Appellees initially paid large sums of money to appellant to assist in the installation of the lines and are now paying rates on the water used which are calculated to yield a return to the water company sufficient to reimburse it for the cost of installation. In effect, then, they are paying for the same benefits twice. They no longer have whatever interest in the property they received after the initial payment because they were induced to part with all interest in the transmission lines in a reconveyance to appellant. Under these circumstances, it seems clear that there is no merit in appellant's contention that appellees have suffered no damages.
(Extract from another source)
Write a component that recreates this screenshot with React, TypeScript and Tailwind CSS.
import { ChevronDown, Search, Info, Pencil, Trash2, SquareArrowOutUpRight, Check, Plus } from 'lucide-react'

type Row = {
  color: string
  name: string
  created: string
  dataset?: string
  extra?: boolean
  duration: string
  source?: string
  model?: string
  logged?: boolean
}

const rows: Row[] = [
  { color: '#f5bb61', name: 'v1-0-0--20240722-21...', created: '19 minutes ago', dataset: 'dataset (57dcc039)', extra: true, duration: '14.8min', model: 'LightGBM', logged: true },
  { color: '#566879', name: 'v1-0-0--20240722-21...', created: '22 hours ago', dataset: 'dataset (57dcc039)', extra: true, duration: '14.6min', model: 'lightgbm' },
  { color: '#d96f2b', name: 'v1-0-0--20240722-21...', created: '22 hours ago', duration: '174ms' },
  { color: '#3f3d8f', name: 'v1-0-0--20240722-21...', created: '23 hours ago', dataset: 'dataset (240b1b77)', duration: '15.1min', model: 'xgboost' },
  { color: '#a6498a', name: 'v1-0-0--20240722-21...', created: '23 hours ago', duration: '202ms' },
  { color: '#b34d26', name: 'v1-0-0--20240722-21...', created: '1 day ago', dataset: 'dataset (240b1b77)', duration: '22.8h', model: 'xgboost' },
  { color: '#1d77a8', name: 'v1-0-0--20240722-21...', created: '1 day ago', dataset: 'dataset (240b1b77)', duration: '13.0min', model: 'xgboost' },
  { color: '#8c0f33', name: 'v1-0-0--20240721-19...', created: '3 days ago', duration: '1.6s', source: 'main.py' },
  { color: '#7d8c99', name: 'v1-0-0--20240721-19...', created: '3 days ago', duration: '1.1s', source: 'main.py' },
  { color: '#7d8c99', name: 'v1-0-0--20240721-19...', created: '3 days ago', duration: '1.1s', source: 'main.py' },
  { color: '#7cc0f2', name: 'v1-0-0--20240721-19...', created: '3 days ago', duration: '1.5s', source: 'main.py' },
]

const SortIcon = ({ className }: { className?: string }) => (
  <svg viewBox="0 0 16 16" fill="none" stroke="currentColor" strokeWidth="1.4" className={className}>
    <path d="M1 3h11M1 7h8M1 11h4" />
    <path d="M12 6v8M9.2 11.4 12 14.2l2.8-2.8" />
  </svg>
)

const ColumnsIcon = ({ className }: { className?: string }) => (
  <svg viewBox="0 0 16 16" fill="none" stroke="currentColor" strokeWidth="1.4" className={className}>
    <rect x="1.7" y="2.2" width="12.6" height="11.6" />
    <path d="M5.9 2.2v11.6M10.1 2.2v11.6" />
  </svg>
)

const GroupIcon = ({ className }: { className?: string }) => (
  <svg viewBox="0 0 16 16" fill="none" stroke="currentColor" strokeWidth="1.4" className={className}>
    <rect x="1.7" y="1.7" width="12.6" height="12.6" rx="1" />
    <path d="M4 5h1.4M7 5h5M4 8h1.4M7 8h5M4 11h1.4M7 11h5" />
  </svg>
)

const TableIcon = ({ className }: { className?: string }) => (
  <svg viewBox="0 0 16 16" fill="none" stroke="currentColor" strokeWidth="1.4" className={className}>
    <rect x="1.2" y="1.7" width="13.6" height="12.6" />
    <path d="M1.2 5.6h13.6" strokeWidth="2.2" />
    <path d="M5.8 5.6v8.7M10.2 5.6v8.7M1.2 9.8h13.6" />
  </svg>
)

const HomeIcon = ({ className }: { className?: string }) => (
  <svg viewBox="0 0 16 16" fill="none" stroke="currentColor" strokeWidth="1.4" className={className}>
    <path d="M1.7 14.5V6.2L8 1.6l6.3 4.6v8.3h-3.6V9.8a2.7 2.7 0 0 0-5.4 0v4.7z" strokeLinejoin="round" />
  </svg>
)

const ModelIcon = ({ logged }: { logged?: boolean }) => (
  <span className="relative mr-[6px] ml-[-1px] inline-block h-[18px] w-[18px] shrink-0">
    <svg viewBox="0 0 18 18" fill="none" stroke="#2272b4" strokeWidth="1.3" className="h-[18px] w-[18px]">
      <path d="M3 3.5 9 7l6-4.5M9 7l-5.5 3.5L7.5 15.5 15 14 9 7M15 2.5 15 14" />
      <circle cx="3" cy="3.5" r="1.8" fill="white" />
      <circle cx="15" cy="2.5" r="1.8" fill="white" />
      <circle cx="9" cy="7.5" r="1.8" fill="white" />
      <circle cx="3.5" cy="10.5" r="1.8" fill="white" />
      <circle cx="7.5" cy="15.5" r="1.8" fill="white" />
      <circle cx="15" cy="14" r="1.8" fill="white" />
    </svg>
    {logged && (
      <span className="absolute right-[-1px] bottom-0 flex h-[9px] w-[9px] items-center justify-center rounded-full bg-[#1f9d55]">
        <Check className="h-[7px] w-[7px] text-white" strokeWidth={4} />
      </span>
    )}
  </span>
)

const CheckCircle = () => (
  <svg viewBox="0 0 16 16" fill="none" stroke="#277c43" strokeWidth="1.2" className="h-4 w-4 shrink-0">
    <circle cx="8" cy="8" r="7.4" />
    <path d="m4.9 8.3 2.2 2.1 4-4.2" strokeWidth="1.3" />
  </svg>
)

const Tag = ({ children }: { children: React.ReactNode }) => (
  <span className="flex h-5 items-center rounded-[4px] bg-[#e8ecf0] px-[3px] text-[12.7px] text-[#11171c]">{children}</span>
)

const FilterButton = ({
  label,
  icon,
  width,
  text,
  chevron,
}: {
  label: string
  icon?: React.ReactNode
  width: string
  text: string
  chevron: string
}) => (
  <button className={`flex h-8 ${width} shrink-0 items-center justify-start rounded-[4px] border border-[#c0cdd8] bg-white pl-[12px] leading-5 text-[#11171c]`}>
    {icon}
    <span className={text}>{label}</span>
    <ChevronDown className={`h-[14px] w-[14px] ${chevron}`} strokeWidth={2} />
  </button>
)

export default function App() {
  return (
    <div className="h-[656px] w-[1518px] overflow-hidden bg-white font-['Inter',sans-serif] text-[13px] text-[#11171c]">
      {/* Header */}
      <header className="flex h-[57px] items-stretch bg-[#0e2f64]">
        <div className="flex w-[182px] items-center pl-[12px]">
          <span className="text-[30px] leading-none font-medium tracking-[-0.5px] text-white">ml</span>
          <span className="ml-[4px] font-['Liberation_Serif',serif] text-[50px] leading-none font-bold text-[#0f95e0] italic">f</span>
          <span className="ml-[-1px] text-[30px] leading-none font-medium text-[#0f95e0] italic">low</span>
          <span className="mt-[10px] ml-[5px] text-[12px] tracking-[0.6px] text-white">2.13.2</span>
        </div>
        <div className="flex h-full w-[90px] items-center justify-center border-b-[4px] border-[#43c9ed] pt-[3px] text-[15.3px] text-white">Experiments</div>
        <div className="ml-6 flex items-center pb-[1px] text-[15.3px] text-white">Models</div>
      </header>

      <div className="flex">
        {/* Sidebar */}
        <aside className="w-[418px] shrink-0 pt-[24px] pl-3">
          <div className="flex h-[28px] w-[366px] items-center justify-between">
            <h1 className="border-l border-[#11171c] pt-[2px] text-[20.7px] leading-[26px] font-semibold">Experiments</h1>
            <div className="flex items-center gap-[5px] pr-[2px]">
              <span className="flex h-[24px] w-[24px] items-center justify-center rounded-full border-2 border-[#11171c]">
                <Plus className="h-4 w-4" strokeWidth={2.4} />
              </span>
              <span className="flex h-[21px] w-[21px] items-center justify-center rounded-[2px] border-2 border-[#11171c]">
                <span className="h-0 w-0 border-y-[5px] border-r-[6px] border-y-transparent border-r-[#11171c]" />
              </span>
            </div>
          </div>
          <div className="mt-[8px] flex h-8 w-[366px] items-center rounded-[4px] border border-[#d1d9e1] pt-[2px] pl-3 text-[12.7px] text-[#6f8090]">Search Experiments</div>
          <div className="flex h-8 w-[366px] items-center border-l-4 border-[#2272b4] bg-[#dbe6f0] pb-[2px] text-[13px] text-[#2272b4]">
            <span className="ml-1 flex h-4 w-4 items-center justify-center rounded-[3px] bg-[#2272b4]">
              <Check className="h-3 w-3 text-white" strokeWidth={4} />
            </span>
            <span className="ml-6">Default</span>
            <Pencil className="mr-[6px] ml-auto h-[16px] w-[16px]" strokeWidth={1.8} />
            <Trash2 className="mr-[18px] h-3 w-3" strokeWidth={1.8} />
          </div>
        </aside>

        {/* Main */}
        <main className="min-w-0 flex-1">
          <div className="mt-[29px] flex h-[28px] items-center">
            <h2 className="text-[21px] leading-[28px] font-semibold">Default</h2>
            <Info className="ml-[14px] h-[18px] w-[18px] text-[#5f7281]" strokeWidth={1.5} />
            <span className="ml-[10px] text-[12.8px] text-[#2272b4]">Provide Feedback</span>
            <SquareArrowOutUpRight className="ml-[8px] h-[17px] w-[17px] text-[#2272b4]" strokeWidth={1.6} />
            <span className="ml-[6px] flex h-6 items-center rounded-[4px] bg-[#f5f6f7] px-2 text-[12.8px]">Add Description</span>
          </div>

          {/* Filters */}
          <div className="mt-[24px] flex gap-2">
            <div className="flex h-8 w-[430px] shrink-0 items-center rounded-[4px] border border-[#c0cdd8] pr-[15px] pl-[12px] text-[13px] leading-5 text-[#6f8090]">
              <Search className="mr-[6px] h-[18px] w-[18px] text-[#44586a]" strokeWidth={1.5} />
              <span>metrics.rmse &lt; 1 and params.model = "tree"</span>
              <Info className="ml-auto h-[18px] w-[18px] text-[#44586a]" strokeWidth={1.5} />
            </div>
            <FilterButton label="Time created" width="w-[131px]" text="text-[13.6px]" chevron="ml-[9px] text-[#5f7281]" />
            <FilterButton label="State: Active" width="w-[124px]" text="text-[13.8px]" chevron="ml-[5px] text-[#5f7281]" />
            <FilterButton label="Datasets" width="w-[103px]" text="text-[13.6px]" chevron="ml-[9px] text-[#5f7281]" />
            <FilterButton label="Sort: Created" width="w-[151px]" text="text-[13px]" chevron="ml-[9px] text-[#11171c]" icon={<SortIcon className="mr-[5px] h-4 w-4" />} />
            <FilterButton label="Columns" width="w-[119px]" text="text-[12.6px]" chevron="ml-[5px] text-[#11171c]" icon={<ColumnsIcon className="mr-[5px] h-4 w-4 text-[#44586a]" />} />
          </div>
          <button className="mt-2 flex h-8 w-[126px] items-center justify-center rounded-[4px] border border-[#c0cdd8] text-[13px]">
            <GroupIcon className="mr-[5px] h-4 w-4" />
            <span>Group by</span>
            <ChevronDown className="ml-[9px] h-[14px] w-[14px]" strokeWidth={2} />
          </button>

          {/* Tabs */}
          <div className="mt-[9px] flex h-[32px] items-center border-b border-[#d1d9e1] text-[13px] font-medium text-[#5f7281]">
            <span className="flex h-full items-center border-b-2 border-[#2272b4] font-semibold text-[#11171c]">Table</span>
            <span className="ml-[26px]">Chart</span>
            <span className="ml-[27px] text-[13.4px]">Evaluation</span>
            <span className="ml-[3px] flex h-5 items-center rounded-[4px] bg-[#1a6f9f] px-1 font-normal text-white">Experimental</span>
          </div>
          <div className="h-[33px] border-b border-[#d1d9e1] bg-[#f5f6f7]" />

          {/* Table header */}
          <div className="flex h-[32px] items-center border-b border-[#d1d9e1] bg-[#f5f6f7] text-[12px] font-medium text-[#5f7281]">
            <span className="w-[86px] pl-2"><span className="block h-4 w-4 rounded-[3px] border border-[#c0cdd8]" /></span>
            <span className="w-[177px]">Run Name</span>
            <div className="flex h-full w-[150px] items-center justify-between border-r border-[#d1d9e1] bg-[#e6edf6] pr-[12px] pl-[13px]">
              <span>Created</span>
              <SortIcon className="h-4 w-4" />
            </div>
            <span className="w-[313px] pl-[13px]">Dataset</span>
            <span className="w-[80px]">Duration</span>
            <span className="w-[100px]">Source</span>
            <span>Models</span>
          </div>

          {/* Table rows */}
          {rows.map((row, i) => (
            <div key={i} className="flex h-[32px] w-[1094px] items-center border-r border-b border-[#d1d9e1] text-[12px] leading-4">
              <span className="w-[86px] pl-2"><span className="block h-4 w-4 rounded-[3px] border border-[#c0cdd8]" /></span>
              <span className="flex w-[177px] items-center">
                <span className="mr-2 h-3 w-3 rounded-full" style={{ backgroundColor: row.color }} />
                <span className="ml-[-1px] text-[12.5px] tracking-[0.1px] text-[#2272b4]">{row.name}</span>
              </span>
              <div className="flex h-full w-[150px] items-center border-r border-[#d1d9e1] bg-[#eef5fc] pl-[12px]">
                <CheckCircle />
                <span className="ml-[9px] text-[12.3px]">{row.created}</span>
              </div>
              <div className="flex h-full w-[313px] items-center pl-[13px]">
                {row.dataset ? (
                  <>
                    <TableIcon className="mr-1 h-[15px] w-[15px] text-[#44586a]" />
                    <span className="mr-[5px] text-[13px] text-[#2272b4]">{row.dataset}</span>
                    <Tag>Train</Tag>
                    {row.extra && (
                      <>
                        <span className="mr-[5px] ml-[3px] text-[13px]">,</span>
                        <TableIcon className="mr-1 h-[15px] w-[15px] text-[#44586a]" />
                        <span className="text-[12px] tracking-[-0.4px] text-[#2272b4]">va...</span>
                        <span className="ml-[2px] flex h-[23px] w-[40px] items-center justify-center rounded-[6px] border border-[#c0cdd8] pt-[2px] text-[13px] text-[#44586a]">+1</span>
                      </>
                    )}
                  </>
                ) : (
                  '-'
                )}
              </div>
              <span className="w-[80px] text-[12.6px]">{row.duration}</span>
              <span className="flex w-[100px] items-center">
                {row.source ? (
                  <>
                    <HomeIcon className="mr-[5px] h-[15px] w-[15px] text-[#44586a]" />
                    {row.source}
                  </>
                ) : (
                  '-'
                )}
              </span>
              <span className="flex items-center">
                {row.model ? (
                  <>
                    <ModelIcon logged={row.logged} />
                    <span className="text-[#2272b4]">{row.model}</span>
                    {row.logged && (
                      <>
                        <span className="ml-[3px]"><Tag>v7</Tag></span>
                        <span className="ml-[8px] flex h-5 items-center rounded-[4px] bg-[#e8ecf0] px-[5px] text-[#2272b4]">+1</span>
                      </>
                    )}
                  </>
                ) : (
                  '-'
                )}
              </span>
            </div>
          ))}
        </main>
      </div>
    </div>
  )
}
Appellant also contends that the action was not properly entertained in equity since the relief asked in the judgment order submitted by appellees was only money damages. A court of equity cannot adjudicate a question of damages unless there is some principle of equity involved which gives the court jurisdiction and the damages are assessable as an incident to the equitable relief sought. In cases where the claim for equitable relief fails, the jurisdiction as to assessment of damages also fails. Patterson v. Patterson, 251 Ill. 153. However, if, as in the case at bar, the equitable basis for jurisdiction is exhibited, the court of equity has the power to take away the benefit obtained by fraud and void the fraud by placing the parties in statu quo. Callner v. Greenberg, 376 Ill. 212; Felt v. Bell, 205 Ill. 213. The method to be used is within the sound judicial discretion of the chancellor. Illinois Minerals Co. v. Miller, 327 Ill. App. 596. In the instant case, the chancellor restored the parties to the positions they would have held if the transaction had contained no fraudulent aspects. We find that the payment of money, as required, is the most effective method of placing the parties in statu quo, and as such, does not constitute error in the trial court.
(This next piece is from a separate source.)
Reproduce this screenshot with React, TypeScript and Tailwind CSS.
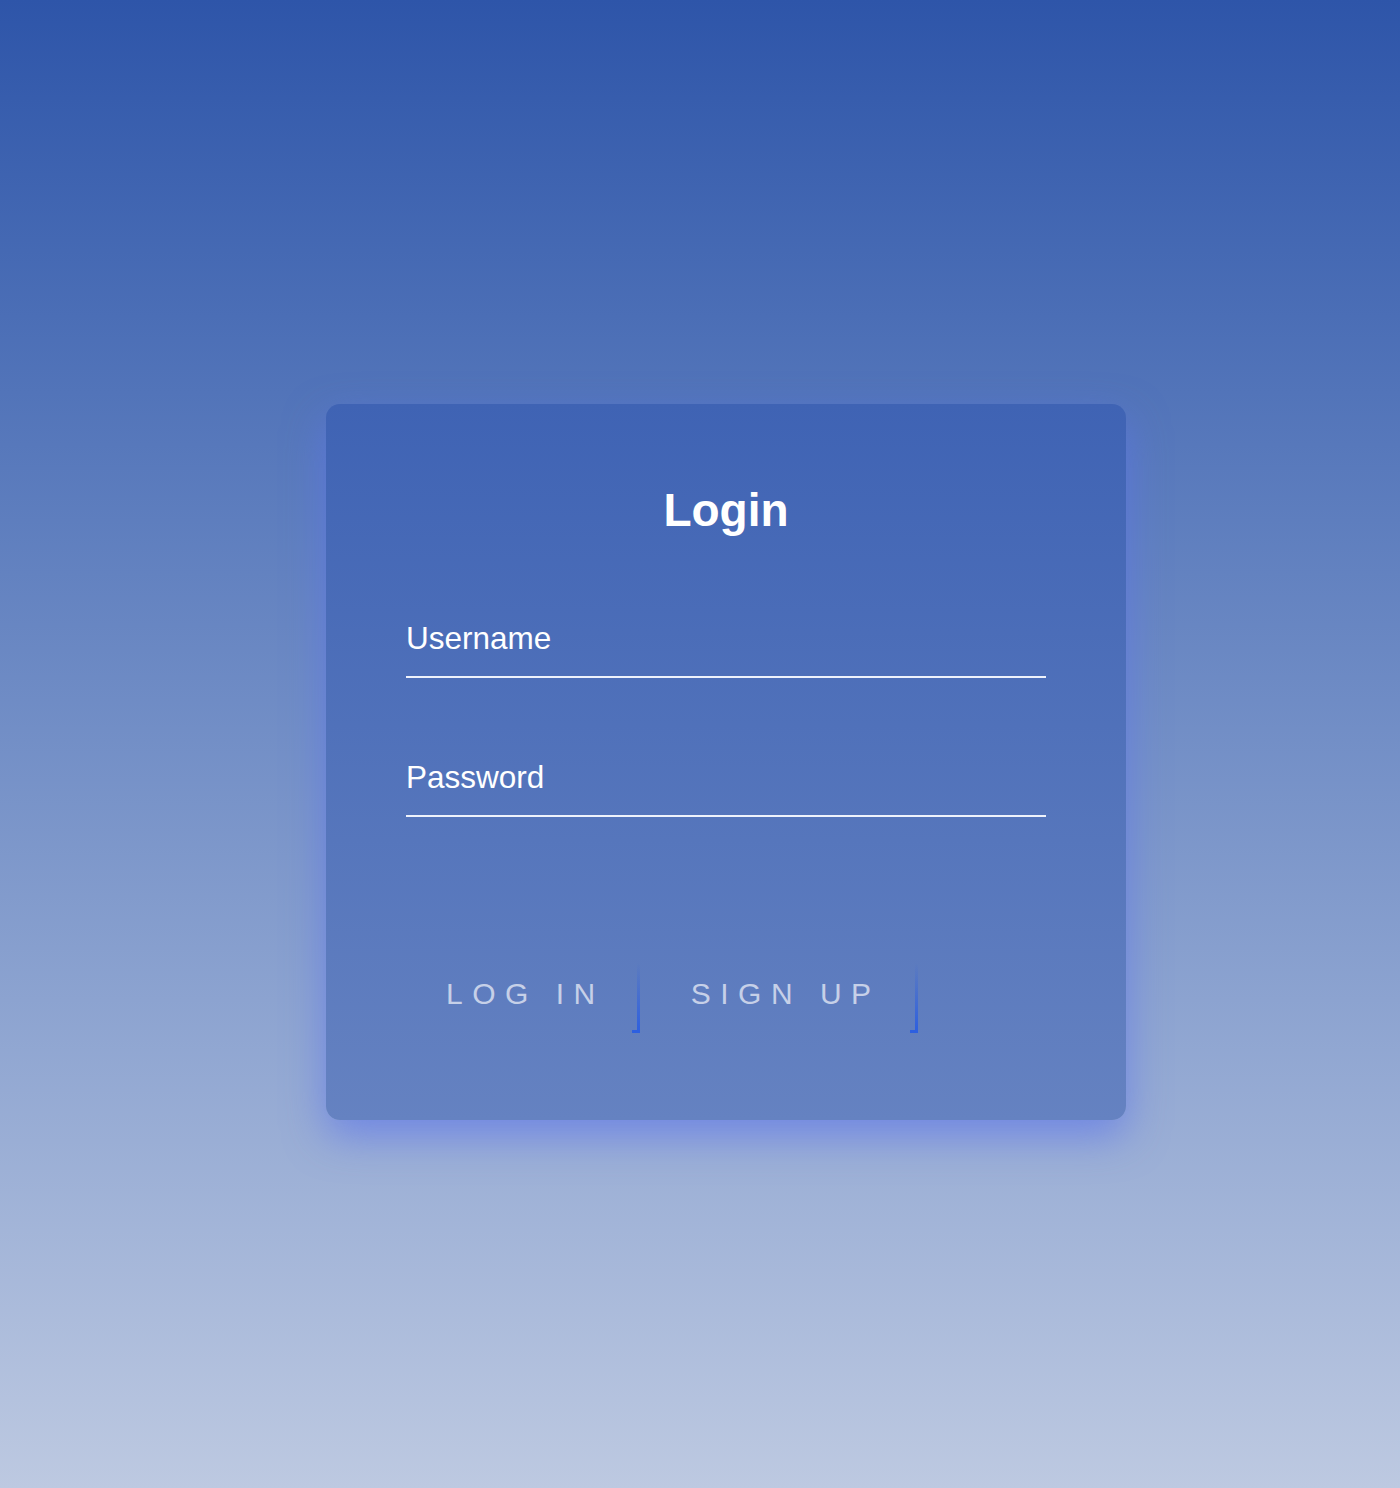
import React from "react";

const Field = ({ label, type }: { label: string; type: string }) => (
  <label className="block border-b-2 border-[#eef2fc] pb-[20px]">
    <span className="block text-[31.5px] leading-[36px] text-white">{label}</span>
    <input type={type} className="sr-only" aria-label={label} />
  </label>
);

const Bracket = () => (
  <span className="pointer-events-none absolute bottom-0 right-0 h-full w-[8px]">
    <span className="absolute bottom-0 right-0 h-full w-[3px] bg-gradient-to-b from-transparent to-[#2d5fe0]" />
    <span className="absolute bottom-0 right-0 h-[3px] w-full bg-[#2d5fe0]" />
  </span>
);

export default function App() {
  return (
    <div
      className="min-h-[1488px] w-full bg-gradient-to-b from-[#2e55a9] to-[#bdc9e1] pt-[404px]"
      style={{ fontFamily: '"Liberation Sans", Arial, sans-serif' }}
    >
      <div className="ml-[326px] h-[716px] w-[800px] rounded-[14px] bg-gradient-to-b from-[#3f63b4] to-[#6582c1] px-[80px] pt-[80px] shadow-[0_16px_40px_rgba(90,115,235,0.65)]">
        <h1 className="text-center text-[46px] font-bold leading-[52px] text-white">Login</h1>

        <div className="mt-[84px]">
          <Field label="Username" type="text" />
        </div>
        <div className="mt-[81px]">
          <Field label="Password" type="password" />
        </div>

        <div className="mt-[146px] flex items-start">
          <button className="relative pl-[40px] pr-[35px] pt-[15px] pb-[23px] text-left">
            <span className="block text-[30px] leading-[32px] tracking-[9.5px] text-[#c6d0e8]">LOG IN</span>
            <Bracket />
          </button>
          <button className="relative ml-[10px] pl-[41px] pr-[37px] pt-[15px] pb-[23px] text-left">
            <span className="block text-[30px] leading-[32px] tracking-[9.5px] text-[#c6d0e8]">SIGN UP</span>
            <Bracket />
          </button>
        </div>
      </div>
    </div>
  );
}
The other contentions of appellant are also without merit and therefore the judgment of the trial court is affirmed.
FRIEND, J., concurs.
BURKE, J., dissenting:
The complaint fails to allege ultimate facts entitling the plaintiff to relief in equity or a judgment at law. Rule 31 of the Civil Practice Act requires substantial averments of fact to state a "cause of action at law or in equity." The alleged misrepresentations attributed to the defendant were as to matters of law. The law is presumed to be equally within the knowledge of all parties. Statements of domestic law though false and fraudulent do not generally constitute actionable fraud. Plaintiffs' cited cases do not support their position on this point.
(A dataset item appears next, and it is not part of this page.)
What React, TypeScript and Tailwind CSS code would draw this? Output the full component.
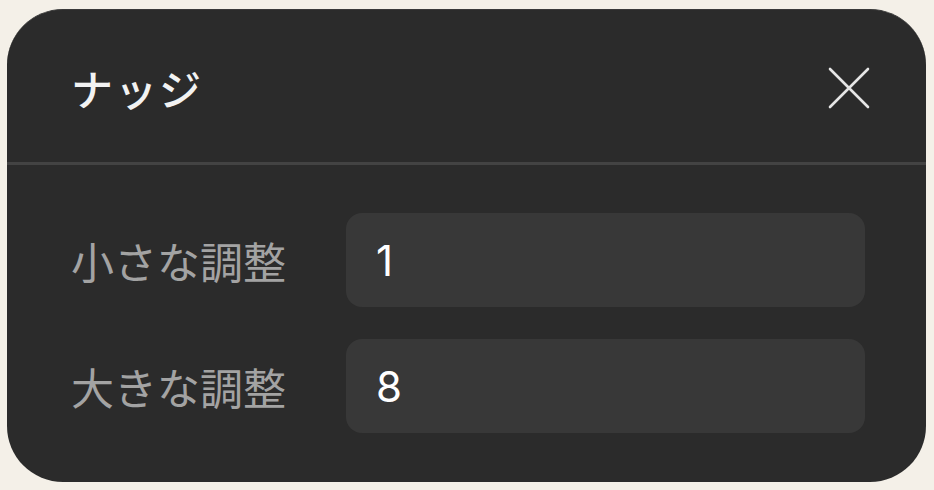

Plaintiffs say that the mere existence of a transaction under which they acquired property for hundreds of dollars and then conveyed it for $1 "was in itself evidence of fraud." The principal benefit that accrued to the plaintiffs was that their property became connected with a water distribution system which furnished water to their residences. Furthermore, plaintiffs are chargeable with knowledge equal to that of defendant as to the matters purportedly misrepresented to them. Plaintiffs' complaint asked that defendant be required to reconvey to them "the property which they paid for" and that plaintiffs have judgment for the sums paid by them. It is obvious that by asking for the return of the amounts paid by them, plaintiffs gave up all right in the property which they paid for. On the other hand, if they wanted the property "reconveyed" to them, plaintiffs could not maintain the action to recover the purchase price. A reading of the complaint makes it clear that plaintiffs did not convey to the defendant and in fact did not own anything except money. They allege that they paid money to the defendant for the purpose of paying the cost of portions of a water system to be placed in public streets. Plaintiffs do not assert that the defendant overcharged or asked them to pay more than the system would cost or was worth. It is difficult to comprehend how plaintiffs who joined many others in contributing to the water system can maintain what amounts to a partition suit to have certain portions of the system struck off as belonging to them, thus blocking the flow of water to everyone further down in the system.
The only misrepresentations ascribed to the defendant are that a utility was operated under Illinois law, that he would not furnish water to the plaintiffs unless they paid a portion of the cost of the system and that he had the right to do this. Plaintiffs do not show how they were damaged. They do not claim that they spent more than the value of what was received, nor do they claim that the consideration received by them is worth less than would be the case if the "misrepresentations" had been true. The complaint does not suggest that but for the "misrepresentations" they would have chosen to do without the water system.
The complaint improperly sought class relief. Under the allegations there can be no representative suit. Any contributor to the water system who "rescinds" his deal would have an interest adverse to other "represented" plaintiffs further down in the system, whose water would be thereby literally cut off. The named plaintiffs cannot be given the right to force other persons served by the water system to rescind the transaction by which their homes are furnished water. Defendant stood by his motion to strike when the plaintiffs were seeking to rescind all his transactions with anyone and to impound all his funds. When the plaintiffs presented their motion for judgment at common law the defendant urged that he be given an opportunity to answer the complaint if the issues be thus limited and for a jury trial. The defendant indicated clearly that he desired to controvert plaintiffs' allegations which did not state any ground for relief or cause of action. Plaintiffs obtained their judgment on the theory that defendant fraudulently misrepresented that he was a utility. Now plaintiffs argue that defendant was a utility and had "monopolistic rights assuring him of superior bargaining power." Plaintiffs allege that their area was not served by a water utility. There is no allegation that the defendant was the only utility that could have entered the area. There is no apparent reason why the plaintiffs and their neighbors could not have formed a Water Service District (Sec. 213, Ch. 111 2/3, Ill. Rev. Stat. 1959), nor does any reason appear why they could not have established a Water Authority had they so desired. (Sec. 223, Ch. 111 2/3, Ill. Rev. Stat. 1959.)
Plaintiffs argue that they have shown damages because the established principle of utility rate making is that customers pay for the service and should not be called upon to build a utility property. There is no suggestion in the complaint that plaintiffs were called upon to build a utility property but only to pay for portions of the cost of transmission mains to connect their property with the system, which charges are customarily paid by subdividers and developers as a matter of course. The case of Willens v. City of North Lake, 19 Ill. App.2d 316, has no application to the instant case. There the contractor was told that a specific ordinance required a specific act of payment. No such ordinance existed and there was no reason why the contractor would have made the payment had he known that the ordinance did not exist.
For these reasons the judgment should be reversed and the cause remanded with directions to sustain defendant's motion to strike the complaint and for further proceedings.